Tendere il braccio costituisce sempre reato o ci sono delle occasioni, le commemorazioni, in cui la legge lo considera legittimo? La Corte di Cassazione, tramite le Sezioni unite, risponderà chiaramente, alla domanda che tanti si pongono, il 18 gennaio, fugando, così, ogni dubbio.
La Legge Scelba punisce, con l’Art. 5, Manifestazioni Fasciste, chi «con parole, gesti [...] compie pubblicamente manifestazioni usuali al disciolto partito fascista». Obbiettivo della Legge, però, è impedire, a livello costituzionale, la rifondazione del Partito e questo, oggettivamente, non ha nulla a che fare con la commemorazione dei morti.
Di per sè, alla luce della Legge Scelba, tendere il braccio per ricordare tre giovani militanti dell’MSI non è reato.
La Legge Mancino punisce, con gli Art. 2 e 3, chi «compia manifestazioni esteriori [...] propri[e] o usuali delle organizzazioni» che hanno «finalità di discriminazione o di odio etnico, nazionale, razziale o religioso». L‘interpretazione della Legge, da parte della giurisprudenza, non è corale: la difficoltà sta nel determinare o meno il collegamento univoco tra il saluto e il fascismo, inteso come fenomeno organizzato e promotore di odio.
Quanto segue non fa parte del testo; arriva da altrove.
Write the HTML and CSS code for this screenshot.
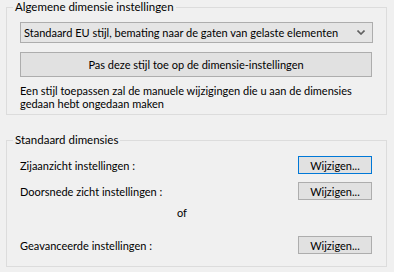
FILE: index.html
```html
<!DOCTYPE html>
<html lang="nl">
<head>
    <meta charset="UTF-8">
    <title>Dimensie-instellingen</title>
    <link rel="stylesheet" href="styles.css">
</head>
<body>
    <fieldset class="group">
        <legend>Algemene dimensie instellingen</legend>
        <div class="group-body">
            <div class="combo">
                <span>Standaard EU stijl, bemating naar de gaten van gelaste elementen</span>
                <svg class="chevron" width="8" height="5" viewBox="0 0 8 5">
                    <path d="M0.5 0.5 L4 4 L7.5 0.5" fill="none" stroke="#606060" stroke-width="1.6"/>
                </svg>
            </div>
            <button class="wide-btn">Pas deze stijl toe op de dimensie-instellingen</button>
            <p class="note">Een stijl toepassen zal de manuele wijzigingen die u aan de dimensies gedaan hebt ongedaan maken</p>
        </div>
    </fieldset>

    <fieldset class="group second">
        <legend>Standaard dimensies</legend>
        <div class="group-body rows">
            <div class="row">
                <span>Zijaanzicht instellingen :</span>
                <button class="small-btn focused">Wijzigen...</button>
            </div>
            <div class="row">
                <span>Doorsnede zicht instellingen :</span>
                <button class="small-btn">Wijzigen...</button>
            </div>
            <div class="or">of</div>
            <div class="row">
                <span>Geavanceerde instellingen :</span>
                <button class="small-btn">Wijzigen...</button>
            </div>
        </div>
    </fieldset>
</body>
</html>
```

FILE: styles.css
```css
body {
    margin: 0;
    background-color: #f0f0f0;
    font-family: Lato, "Liberation Sans", sans-serif;
    font-size: 11px;
    color: #000;
}
.group {
    box-sizing: border-box;
    width: 381px;
    margin: 0 0 0 6px;
    padding: 0;
    border: 1px solid #dcdcdc;
}
.group legend {
    margin-left: 6px;
    padding: 0 2px;
    line-height: 14px;
    font-size: 11.5px;
}
.group-body {
    padding: 8px 13px 4px 13px;
}
.combo {
    display: flex;
    align-items: center;
    justify-content: space-between;
    height: 21px;
    box-sizing: border-box;
    padding: 0 7px 0 3px;
    border: 1px solid #adadad;
    background-color: #e5e5e5;
    white-space: nowrap;
}
.wide-btn, .small-btn {
    font-family: inherit;
    font-size: 11px;
    color: #000;
    background-color: #e1e1e1;
    border: 1px solid #adadad;
    padding: 0;
    cursor: pointer;
}
.wide-btn {
    display: block;
    width: 352px;
    height: 25px;
    margin-top: 9px;
}
.note {
    margin: 7px 0 0 0;
    line-height: 13px;
}
.second {
    margin-top: 18px;
}
.rows {
    padding: 9px 14px 12px 13px;
}
.row {
    display: flex;
    align-items: center;
    justify-content: space-between;
    height: 18px;
}
.row + .row {
    margin-top: 8px;
}
.small-btn {
    width: 74px;
    height: 18px;
}
.focused {
    border-color: #0078d7;
}
.or {
    margin: 6px 0 16px 157px;
    line-height: 14px;
}
```
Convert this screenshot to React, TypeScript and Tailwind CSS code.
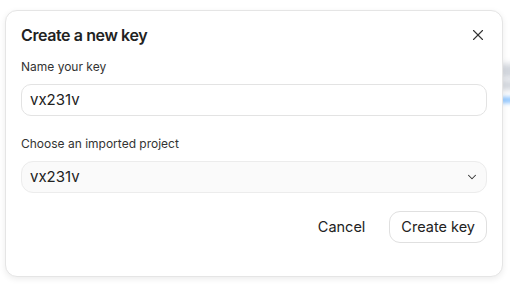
import React from 'react';
import { X, ChevronDown } from 'lucide-react';

const App: React.FC = () => {
  return (
    <div className="relative w-[510px] h-[290px] bg-white overflow-hidden font-['Inter',sans-serif] text-[#1a1a1a]">
      {/* blurred page content peeking behind the dialog */}
      <div className="absolute left-[500px] top-[64px] w-[20px] h-[14px] bg-gray-300 blur-[3px]" />
      <div className="absolute left-[500px] top-[80px] w-[20px] h-[10px] bg-gray-300 blur-[3px]" />
      <div className="absolute left-[500px] top-[97px] w-[20px] h-[6px] bg-blue-300 blur-[2px]" />

      <div className="relative ml-[5px] mt-[10px] w-[498px] h-[267px] bg-white rounded-[12px] border border-[#e5e5e5] shadow-[0_2px_6px_rgba(0,0,0,0.08)] px-[15px] pt-[12px]">
        <div className="flex items-center justify-between h-[24px]">
          <h2 className="text-[16px] font-semibold tracking-[-0.4px] text-[#222]">Create a new key</h2>
          <button className="mr-[0px] text-[#333]">
            <X size={18} strokeWidth={1.5} />
          </button>
        </div>

        <label className="block mt-[11px] text-[12px] text-[#333]">Name your key</label>
        <div className="mt-[8px] h-[32px] w-full rounded-[10px] border border-[#e3e3e3] bg-white flex items-center px-[8px] text-[15px] text-[#222]">
          vx231v
        </div>

        <label className="block mt-[19px] text-[12px] text-[#333]">Choose an imported project</label>
        <div className="mt-[8px] h-[32px] w-full rounded-[12px] border border-[#ececec] bg-[#fafafa] flex items-center justify-between pl-[8px] pr-[7px] text-[15px] text-[#222]">
          <span>vx231v</span>
          <ChevronDown size={14} strokeWidth={1.8} className="text-[#333]" />
        </div>

        <div className="flex justify-end items-center gap-[14px] mt-[18px]">
          <button className="px-[10px] h-[32px] text-[14.5px] text-[#222]">Cancel</button>
          <button className="h-[32px] px-[11px] rounded-[11px] border border-[#e0e0e0] bg-white text-[14.5px] text-[#222]">
            Create key
          </button>
        </div>
      </div>
    </div>
  );
};

export default App;
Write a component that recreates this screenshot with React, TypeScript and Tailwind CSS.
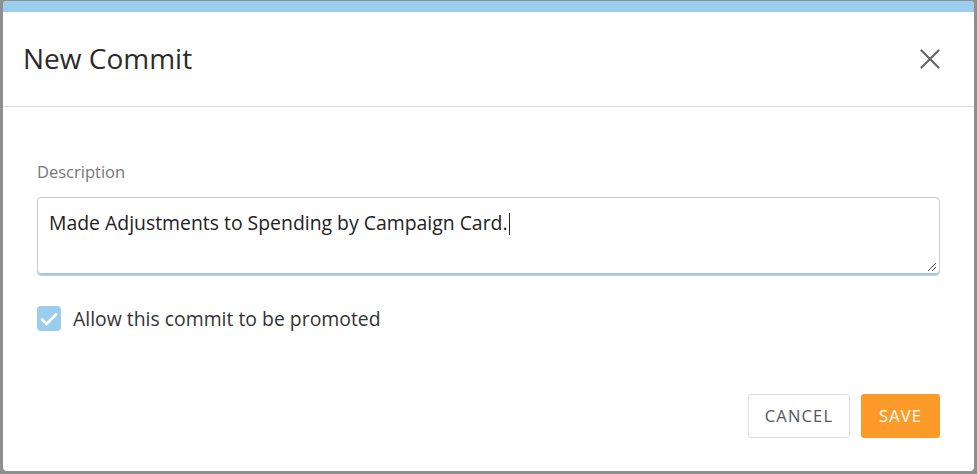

Secondo diversi interpreti autorevoli, alla luce della Legge Mancino, tendere il braccio per ricordare tre giovani militanti dell’MSI non è reato.
Oltre l’ingenuità, liberal, dei diritti, razionalmente, deve stupire che la Repubblica, eretta sui cadaveri di Regno e Repubblica Sociale, abbia finora concesso l’utilizzo del saluto in determinate situazioni.
Le entità statali nascono contro e la Repubblica italiana nasce, specificamente, antifascista, non solo avversa all‘odio raziale: essa nega al fascismo ogni cittadinanza, anche quando questo si configurasse libero da suddetto odio.
Sul piano morale, l’unico degno di riflessione, la legittimità, o meno, del saluto, come manifestazione pubblica, si articola così: si celebrano i mali del Regime o, compresili davvero, si ritiene di dover perorare, fascismo o non, quello che di una Rivoluzione politica resta?
Passato questo vaglio morale, valutando la meno nobile opportunità comunicativa, c‘è pure da chiedersi se tanta complessità raggiungerà mai lo spettatore del saluto.